Task to carry out.
In the data below, locate the line containing "Clone this screenshot" and the line containing "const [resting, setResting]", then retype both and everything between them exactly. Pictures are not part of the copy.

Input rows.
________________

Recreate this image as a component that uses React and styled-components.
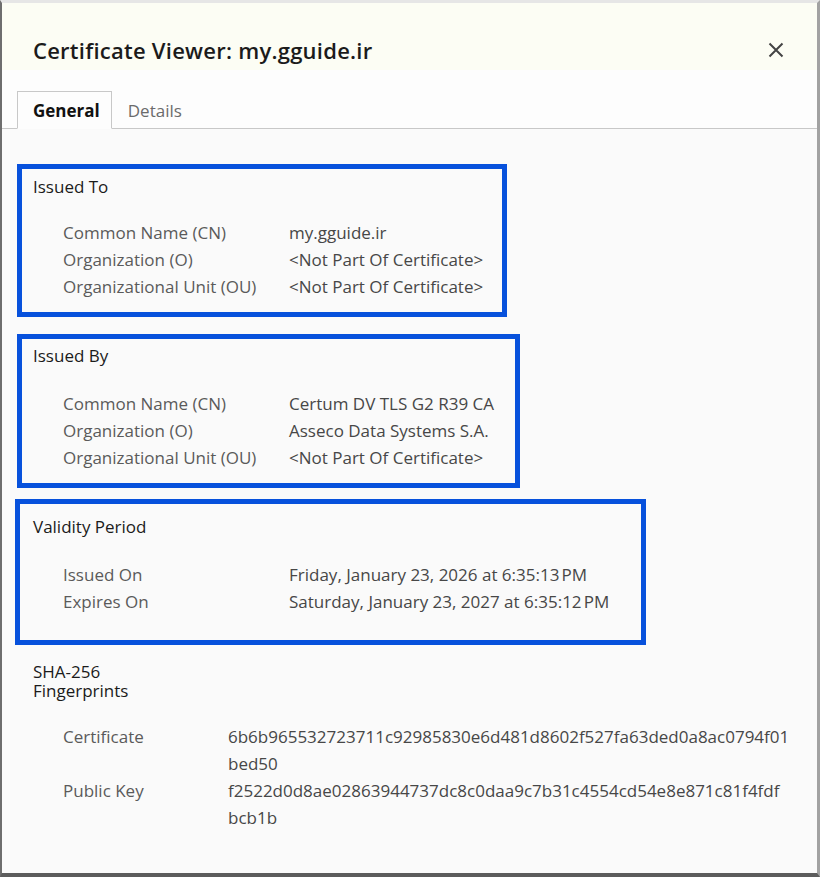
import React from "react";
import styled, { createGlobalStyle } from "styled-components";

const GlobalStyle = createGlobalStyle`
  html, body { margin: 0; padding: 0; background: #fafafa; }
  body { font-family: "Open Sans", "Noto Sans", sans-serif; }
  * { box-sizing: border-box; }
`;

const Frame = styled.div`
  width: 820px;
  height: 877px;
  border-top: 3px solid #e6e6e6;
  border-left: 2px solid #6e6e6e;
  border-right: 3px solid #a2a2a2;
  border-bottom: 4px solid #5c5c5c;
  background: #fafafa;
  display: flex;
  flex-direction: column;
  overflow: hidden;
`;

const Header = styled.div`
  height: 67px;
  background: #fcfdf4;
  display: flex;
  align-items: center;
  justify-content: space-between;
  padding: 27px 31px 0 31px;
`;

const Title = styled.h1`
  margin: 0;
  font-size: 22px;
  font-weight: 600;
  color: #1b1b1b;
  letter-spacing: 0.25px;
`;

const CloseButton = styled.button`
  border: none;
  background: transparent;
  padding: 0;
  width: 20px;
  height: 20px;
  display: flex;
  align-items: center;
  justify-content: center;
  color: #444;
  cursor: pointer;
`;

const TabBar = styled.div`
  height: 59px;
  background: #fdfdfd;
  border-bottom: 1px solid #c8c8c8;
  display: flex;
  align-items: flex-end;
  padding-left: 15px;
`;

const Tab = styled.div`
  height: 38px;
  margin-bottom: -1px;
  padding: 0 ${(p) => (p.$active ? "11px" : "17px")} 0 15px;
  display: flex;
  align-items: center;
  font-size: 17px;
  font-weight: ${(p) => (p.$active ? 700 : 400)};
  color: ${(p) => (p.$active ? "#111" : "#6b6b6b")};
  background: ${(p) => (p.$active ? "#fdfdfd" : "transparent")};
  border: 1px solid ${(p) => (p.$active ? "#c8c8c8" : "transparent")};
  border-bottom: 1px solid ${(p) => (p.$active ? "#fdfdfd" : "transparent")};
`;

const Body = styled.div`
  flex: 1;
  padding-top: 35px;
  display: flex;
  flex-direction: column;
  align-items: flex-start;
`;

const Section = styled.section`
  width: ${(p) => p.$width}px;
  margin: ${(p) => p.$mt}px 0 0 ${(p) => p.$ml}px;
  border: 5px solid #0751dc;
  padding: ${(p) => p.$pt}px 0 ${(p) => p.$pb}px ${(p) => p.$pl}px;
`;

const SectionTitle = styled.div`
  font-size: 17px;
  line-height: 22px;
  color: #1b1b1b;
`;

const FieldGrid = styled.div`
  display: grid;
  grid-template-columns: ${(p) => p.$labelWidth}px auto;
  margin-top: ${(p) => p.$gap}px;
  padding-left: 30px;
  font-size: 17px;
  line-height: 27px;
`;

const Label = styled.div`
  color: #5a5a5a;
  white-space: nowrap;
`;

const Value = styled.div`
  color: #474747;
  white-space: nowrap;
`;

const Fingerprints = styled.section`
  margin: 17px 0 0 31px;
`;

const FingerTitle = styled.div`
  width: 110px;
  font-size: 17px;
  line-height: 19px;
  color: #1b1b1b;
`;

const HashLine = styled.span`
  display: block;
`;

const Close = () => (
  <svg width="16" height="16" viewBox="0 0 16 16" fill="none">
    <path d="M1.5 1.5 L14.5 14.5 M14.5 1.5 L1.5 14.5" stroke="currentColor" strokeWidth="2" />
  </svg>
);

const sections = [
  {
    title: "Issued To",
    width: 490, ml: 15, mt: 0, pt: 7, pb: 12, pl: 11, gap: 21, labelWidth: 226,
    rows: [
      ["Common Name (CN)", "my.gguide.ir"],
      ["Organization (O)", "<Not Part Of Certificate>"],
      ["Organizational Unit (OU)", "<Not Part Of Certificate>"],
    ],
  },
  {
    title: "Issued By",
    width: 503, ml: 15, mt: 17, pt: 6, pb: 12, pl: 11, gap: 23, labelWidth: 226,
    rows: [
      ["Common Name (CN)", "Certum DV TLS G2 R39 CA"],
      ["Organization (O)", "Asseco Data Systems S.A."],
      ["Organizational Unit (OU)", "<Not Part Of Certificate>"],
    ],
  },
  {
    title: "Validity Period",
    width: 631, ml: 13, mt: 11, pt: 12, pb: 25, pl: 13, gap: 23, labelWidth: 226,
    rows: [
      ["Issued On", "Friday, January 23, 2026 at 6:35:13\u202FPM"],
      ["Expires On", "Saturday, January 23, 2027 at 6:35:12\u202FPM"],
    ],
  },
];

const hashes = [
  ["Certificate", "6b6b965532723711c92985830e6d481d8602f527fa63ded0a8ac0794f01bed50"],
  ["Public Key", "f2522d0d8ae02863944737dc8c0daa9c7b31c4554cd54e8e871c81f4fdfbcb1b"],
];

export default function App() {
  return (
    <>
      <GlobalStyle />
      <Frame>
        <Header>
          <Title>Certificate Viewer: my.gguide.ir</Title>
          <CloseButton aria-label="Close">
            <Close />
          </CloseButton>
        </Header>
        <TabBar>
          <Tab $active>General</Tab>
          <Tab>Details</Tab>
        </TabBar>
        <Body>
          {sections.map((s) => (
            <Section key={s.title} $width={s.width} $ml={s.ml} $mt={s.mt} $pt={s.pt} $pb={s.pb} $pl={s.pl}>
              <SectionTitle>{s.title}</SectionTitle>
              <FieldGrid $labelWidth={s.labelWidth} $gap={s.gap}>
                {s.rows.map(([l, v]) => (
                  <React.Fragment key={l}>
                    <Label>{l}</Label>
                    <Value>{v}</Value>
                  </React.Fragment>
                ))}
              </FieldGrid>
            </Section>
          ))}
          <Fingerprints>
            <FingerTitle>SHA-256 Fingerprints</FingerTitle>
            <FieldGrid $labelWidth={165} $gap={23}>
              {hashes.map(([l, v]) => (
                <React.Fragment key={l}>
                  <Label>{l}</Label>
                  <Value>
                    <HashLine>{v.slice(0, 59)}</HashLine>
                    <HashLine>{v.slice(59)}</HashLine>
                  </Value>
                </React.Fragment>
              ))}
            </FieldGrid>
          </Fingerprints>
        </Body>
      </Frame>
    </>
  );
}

________________

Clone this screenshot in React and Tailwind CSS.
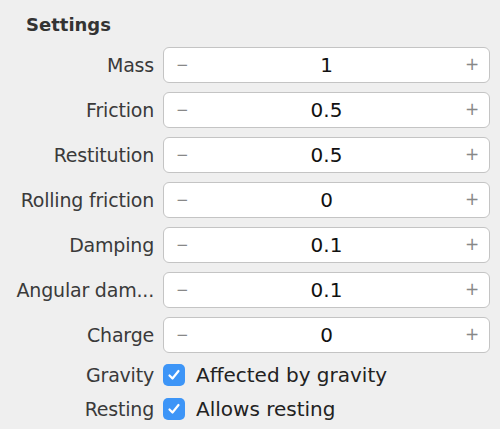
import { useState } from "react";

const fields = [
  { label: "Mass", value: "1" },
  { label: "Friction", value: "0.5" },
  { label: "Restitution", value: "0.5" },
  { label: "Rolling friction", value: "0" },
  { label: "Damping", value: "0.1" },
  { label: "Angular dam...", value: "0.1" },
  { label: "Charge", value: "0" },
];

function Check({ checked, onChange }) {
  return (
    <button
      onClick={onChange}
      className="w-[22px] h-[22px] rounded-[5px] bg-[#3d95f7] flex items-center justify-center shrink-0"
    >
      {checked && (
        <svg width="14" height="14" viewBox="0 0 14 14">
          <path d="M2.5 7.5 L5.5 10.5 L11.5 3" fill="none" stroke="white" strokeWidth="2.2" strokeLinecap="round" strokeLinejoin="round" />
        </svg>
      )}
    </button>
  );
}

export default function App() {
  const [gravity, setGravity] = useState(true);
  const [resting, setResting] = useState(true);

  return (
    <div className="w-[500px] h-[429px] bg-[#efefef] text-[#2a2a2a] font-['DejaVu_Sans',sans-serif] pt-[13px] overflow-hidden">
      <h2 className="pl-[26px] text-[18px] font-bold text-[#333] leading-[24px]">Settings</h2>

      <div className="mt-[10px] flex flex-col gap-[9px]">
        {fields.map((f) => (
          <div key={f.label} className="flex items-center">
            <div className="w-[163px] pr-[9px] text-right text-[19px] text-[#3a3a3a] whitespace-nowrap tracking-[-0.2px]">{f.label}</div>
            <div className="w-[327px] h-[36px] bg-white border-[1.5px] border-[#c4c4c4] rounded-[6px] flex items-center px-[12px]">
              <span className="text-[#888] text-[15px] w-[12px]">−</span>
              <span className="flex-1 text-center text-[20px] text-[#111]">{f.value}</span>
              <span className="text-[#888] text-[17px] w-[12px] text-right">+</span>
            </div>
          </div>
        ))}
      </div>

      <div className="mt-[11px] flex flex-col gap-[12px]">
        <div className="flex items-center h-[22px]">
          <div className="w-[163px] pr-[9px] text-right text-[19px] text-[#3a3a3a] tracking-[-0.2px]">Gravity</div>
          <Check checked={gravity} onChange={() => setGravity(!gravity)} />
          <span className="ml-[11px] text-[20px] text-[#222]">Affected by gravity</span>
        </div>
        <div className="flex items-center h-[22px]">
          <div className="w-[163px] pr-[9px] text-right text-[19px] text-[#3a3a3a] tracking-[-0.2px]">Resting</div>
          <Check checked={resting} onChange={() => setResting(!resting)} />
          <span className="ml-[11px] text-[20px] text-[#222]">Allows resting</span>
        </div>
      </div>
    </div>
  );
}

________________

Final answer.
Clone this screenshot in React and Tailwind CSS.
import { useState } from "react";

const fields = [
  { label: "Mass", value: "1" },
  { label: "Friction", value: "0.5" },
  { label: "Restitution", value: "0.5" },
  { label: "Rolling friction", value: "0" },
  { label: "Damping", value: "0.1" },
  { label: "Angular dam...", value: "0.1" },
  { label: "Charge", value: "0" },
];

function Check({ checked, onChange }) {
  return (
    <button
      onClick={onChange}
      className="w-[22px] h-[22px] rounded-[5px] bg-[#3d95f7] flex items-center justify-center shrink-0"
    >
      {checked && (
        <svg width="14" height="14" viewBox="0 0 14 14">
          <path d="M2.5 7.5 L5.5 10.5 L11.5 3" fill="none" stroke="white" strokeWidth="2.2" strokeLinecap="round" strokeLinejoin="round" />
        </svg>
      )}
    </button>
  );
}

export default function App() {
  const [gravity, setGravity] = useState(true);
  const [resting, setResting] = useState(true);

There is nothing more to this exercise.